Usually structure learning systems use parameter learning as a subroutine. In this article we present the field of PILP and discuss the main results.

### 1 Introduction

Probabilistic Logic Programming (PLP) started in the early nineties with seminal works such as those of Dantsin [6], Ng and Subrahmanian [17], Poole [19] and Sato [23].

Since then the field has steadily developed and many proposals for the integration of logic programming and probability have appeared. These proposals can be grouped in two classes: those that use a variant of the distribution semantics [23] and those that follow a Knowledge Base Model Construction approach [27, 1]. The distribution semantics underlines many languages such as Probabilistic Logic Programs [6], Probabilistic Horn Abduction [19], Independent Choice Logic [18], PRISM [23], pD [12], Logic Programs with Annotated Disjunctions [26], P-log [5], ProbLog [8] and CP-logic [25]. While the number of languages is large, all these approaches share a common approach so that there are transformation with linear complexity that can translate one language in another. Under the distribution semantics, a probabilistic logic program defines a probability distribution over normal logic programs (termed worlds).

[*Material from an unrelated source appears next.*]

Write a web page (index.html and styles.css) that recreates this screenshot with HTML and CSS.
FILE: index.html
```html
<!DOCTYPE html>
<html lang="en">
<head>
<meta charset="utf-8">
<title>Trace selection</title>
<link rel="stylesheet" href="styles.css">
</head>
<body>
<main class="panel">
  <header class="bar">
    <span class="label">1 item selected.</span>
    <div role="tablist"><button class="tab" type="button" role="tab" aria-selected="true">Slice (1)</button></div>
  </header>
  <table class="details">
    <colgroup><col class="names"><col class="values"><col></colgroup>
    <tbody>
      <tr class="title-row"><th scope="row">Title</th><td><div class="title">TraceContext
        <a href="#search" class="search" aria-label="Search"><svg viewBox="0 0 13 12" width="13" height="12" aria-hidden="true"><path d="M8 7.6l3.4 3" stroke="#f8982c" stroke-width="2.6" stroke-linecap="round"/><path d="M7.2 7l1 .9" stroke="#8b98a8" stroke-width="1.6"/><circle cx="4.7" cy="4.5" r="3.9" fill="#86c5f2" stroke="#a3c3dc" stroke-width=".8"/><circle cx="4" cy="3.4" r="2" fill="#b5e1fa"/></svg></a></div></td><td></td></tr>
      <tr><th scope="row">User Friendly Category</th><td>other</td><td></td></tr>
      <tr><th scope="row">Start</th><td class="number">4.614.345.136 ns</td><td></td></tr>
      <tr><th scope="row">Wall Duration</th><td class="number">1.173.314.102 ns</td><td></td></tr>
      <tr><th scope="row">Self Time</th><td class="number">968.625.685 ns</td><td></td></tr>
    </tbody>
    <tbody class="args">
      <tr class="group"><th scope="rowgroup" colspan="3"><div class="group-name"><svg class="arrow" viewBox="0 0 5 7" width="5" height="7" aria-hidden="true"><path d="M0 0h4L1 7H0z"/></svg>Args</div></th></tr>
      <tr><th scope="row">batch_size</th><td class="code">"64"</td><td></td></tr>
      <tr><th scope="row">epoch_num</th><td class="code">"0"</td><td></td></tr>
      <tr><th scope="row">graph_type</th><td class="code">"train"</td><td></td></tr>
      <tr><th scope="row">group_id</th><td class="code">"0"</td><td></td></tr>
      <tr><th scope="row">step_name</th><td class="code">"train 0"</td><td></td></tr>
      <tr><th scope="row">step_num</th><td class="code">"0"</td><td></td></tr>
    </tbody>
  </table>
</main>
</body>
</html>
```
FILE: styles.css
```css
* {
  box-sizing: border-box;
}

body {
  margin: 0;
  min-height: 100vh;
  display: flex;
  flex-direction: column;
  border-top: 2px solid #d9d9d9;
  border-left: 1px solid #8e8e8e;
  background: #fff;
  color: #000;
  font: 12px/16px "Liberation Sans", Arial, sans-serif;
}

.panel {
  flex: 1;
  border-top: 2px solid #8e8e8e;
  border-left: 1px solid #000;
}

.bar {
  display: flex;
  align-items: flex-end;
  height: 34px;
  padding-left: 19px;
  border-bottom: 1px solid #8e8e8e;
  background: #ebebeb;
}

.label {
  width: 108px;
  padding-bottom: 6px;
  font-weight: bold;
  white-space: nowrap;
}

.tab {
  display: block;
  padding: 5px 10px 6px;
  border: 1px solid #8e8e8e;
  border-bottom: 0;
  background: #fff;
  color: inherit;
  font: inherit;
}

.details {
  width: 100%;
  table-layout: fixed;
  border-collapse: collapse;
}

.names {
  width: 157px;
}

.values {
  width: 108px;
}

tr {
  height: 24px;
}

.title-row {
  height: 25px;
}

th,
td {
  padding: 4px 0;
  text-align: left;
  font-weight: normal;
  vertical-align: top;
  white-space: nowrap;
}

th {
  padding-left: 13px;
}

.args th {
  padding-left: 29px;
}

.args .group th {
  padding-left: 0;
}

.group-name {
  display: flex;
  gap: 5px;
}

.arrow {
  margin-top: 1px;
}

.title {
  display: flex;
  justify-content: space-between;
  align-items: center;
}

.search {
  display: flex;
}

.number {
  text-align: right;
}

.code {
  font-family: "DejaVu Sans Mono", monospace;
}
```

The probability of a ground query Q is then obtained from the joint distribution of the query and the worlds: it is the sum of the probability of worlds where the query is true.

The languages following a KBMC approach include CLP(BN) [22], Bayesian Logic Programs [15] and the Prolog Factor Language [13]. In this languages, a program is a template for generating a ground graphical model, be it a Bayesian network or a Markov network.

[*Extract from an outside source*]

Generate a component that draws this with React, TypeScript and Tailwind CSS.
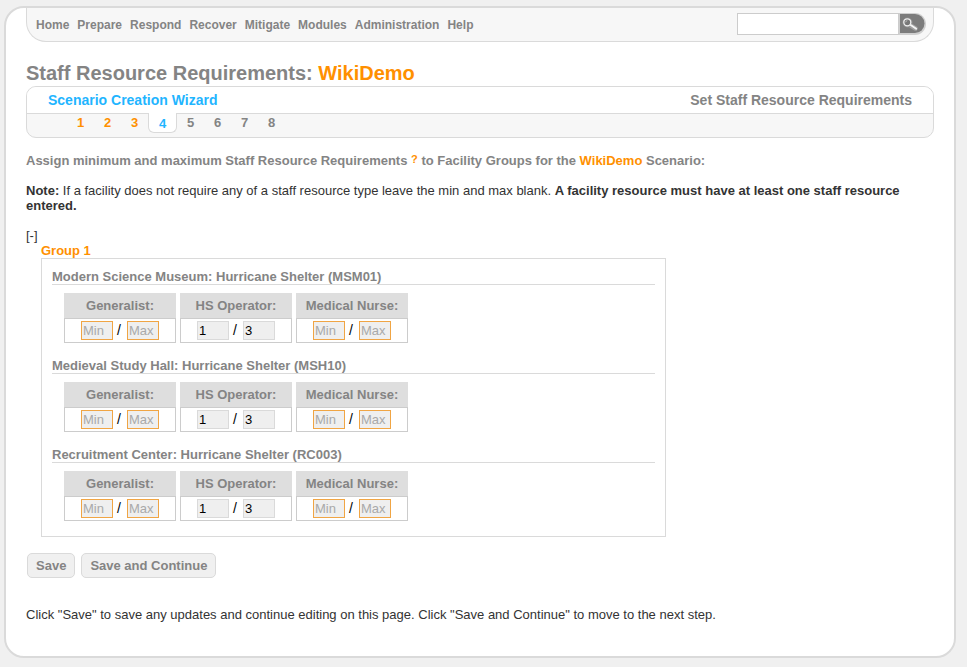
const menu = ['Home', 'Prepare', 'Respond', 'Recover', 'Mitigate', 'Modules', 'Administration', 'Help'];
const steps = [1, 2, 3, 4, 5, 6, 7, 8];
const currentStep = 4;

const staffTypes = [
  { name: 'Generalist', min: '', max: '' },
  { name: 'HS Operator', min: '1', max: '3' },
  { name: 'Medical Nurse', min: '', max: '' },
];

const facilities = [
  { name: 'Modern Science Museum', code: 'MSM01' },
  { name: 'Medieval Study Hall', code: 'MSH10' },
  { name: 'Recruitment Center', code: 'RC003' },
];

function NavBar() {
  return (
    <header className="flex h-[34px] items-start justify-between rounded-b-[20px] border border-t-0 border-[#dadada] bg-[#f7f7f7] pl-[9px] pr-[7px]">
      <nav className="flex gap-2 pt-[9px] text-[12px] leading-4 font-bold text-[#848484]">
        {menu.map((item) => (
          <a key={item} href="#">
            {item}
          </a>
        ))}
      </nav>
      <form className="flex pt-[5px]" onSubmit={(e) => e.preventDefault()}>
        <input
          type="text"
          aria-label="Search"
          className="h-[22px] w-[162px] border border-[#cccccc] bg-white px-1 text-[13px] text-[#333333] outline-none"
        />
        <button type="submit" aria-label="Search" className="block h-[22px] w-[27px]">
          <svg viewBox="0 0 27 22" className="block h-[22px] w-[27px]">
            <path d="M0 0H16A11 11 0 0 1 16 22H0Z" fill="#cfcfcf" />
            <path d="M1 1H16A9.5 9.5 0 0 1 16 20H1Z" fill="#7c7c7c" />
            <path d="M10 11.5L16.5 15.5" stroke="#a0a0a0" strokeWidth="4.5" strokeLinecap="round" />
            <circle cx="8.5" cy="9.5" r="5" fill="#929292" />
            <path d="M11 11.5L17.2 15.7" stroke="#f4f4f4" strokeWidth="1.9" strokeLinecap="round" />
            <circle cx="8.3" cy="9.3" r="3.5" fill="#777777" stroke="#efefef" strokeWidth="1.3" />
            <path d="M6.7 9.3A1.7 1.7 0 0 1 8.3 7.6" fill="none" stroke="#c5c5c5" strokeWidth="0.8" />
          </svg>
        </button>
      </form>
    </header>
  );
}

function stepClass(step: number) {
  if (step === currentStep) {
    return '-mt-px h-[20px] w-[29px] rounded-b-[6px] border border-t-0 border-[#dadada] bg-white pt-[3px] text-[#1fb5ff]';
  }
  return step < currentStep ? 'w-[27px] pt-px text-[#ff9000]' : 'w-[27px] pt-px text-[#848484]';
}

function Wizard() {
  return (
    <section className="rounded-[10px] border border-[#dadada] bg-[#f7f7f7]">
      <div className="flex h-[27px] justify-between rounded-t-[9px] border-b border-[#dadada] bg-white px-[21px] pt-[5px] text-[14px] leading-4 font-bold">
        <h2 className="text-[#1fb5ff]">Scenario Creation Wizard</h2>
        <span className="text-[#848484]">Set Staff Resource Requirements</span>
      </div>
      <ol className="flex h-[23px] pl-10 text-center text-[13px] leading-[15px] font-bold">
        {steps.map((step) => (
          <li key={step} className={stepClass(step)}>
            <a href="#" className="block">
              {step}
            </a>
          </li>
        ))}
      </ol>
    </section>
  );
}

function AmountInput({ label, hint, value }: { label: string; hint: string; value: string }) {
  return (
    <input
      type="text"
      aria-label={label}
      placeholder={hint}
      defaultValue={value}
      className={
        'h-[19px] w-[32px] border bg-[#efefef] px-px text-[13px] leading-[15px] text-black outline-none placeholder:text-[#a9a9a9] ' +
        (value ? 'border-[#dadada]' : 'border-[#f0a544]')
      }
    />
  );
}

function Facility({ name, code }: { name: string; code: string }) {
  return (
    <section className="mb-[15px]">
      <h4 className="border-b border-[#dadada] font-bold text-[#848484]">
        {name}: Hurricane Shelter ({code})
      </h4>
      <table className="mt-2 ml-2 table-fixed border-separate border-spacing-x-1 border-spacing-y-0">
        <thead>
          <tr>
            {staffTypes.map((type) => (
              <th key={type.name} scope="col" className="h-[25px] w-[112px] bg-[#dedede] p-0 text-center font-bold text-[#848484]">
                {type.name}:
              </th>
            ))}
          </tr>
        </thead>
        <tbody>
          <tr>
            {staffTypes.map((type) => (
              <td key={type.name} className="h-[25px] w-[112px] border border-[#cccccc] p-0">
                <div className="flex items-center justify-center">
                  <AmountInput label={`${name} ${type.name} minimum`} hint="Min" value={type.min} />
                  <span className="w-[14px] pl-1 text-[14px] text-black">/</span>
                  <AmountInput label={`${name} ${type.name} maximum`} hint="Max" value={type.max} />
                </div>
              </td>
            ))}
          </tr>
        </tbody>
      </table>
    </section>
  );
}

export default function App() {
  return (
    <div className="min-h-screen bg-[#f0f0f0] pt-[6px] pr-[11px] pb-[9px] pl-1 font-['Liberation_Sans',Arial,sans-serif] text-[13px] leading-[15px] text-[#333333]">
      <div className="rounded-[20px] border-2 border-[#dadada] bg-white px-5 pb-[34px]">
        <NavBar />
        <main>
          <h1 className="mt-[19px] pb-px text-[20px] leading-6 font-bold text-[#848484]">
            Staff Resource Requirements: <span className="text-[#ff9000]">WikiDemo</span>
          </h1>
          <Wizard />
          <h3 className="mt-[15px] font-bold text-[#848484]">
            Assign minimum and maximum Staff Resource Requirements{' '}
            <a href="#" className="align-top text-[11px] leading-3 text-[#ff9000]">
              ?
            </a>{' '}
            to Facility Groups for the <span className="text-[#ff9000]">WikiDemo</span> Scenario:
          </h3>
          <p className="mt-[15px]">
            <b>Note:</b> If a facility does not require any of a staff resource type leave the min and max blank.{' '}
            <b>A facility resource must have at least one staff resource entered.</b>
          </p>
          <form onSubmit={(e) => e.preventDefault()}>
            <button type="button" aria-label="Collapse Group 1" className="mt-[15px] block h-[15px]">
              [-]
            </button>
            <section className="ml-[15px]">
              <h3 className="font-bold text-[#ff9000]">Group 1</h3>
              <div className="max-w-[625px] border border-[#dadada] px-[10px] pt-[10px]">
                {facilities.map((facility) => (
                  <Facility key={facility.code} name={facility.name} code={facility.code} />
                ))}
              </div>
            </section>
            <div className="mt-4 ml-px flex gap-[6px] font-bold text-[#848484]">
              <button type="submit" className="h-[25px] rounded-[5px] border border-[#dadada] bg-[#f0f0f0] px-2">
                Save
              </button>
              <button type="submit" className="h-[25px] rounded-[5px] border border-[#dadada] bg-[#f0f0f0] px-2">
                Save and Continue
              </button>
            </div>
          </form>
          <p className="mt-[29px]">
            Click "Save" to save any updates and continue editing on this page. Click "Save and Continue" to move to the
            next step.
          </p>
        </main>
      </div>
    </div>
  );
}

Learning probabilistic logic programs has been considered from the start: [23] already presented an algorithm for learning the parameters of programs under the distribution semantics. This is the first problem that was considered in the domain of learning and was the only one until recently, when works regarding the induction of the structure (the rules) and the parameters at the same time started to appear. The whole field was called Probabilistic Inductive Logic Programming (PILP) in [20].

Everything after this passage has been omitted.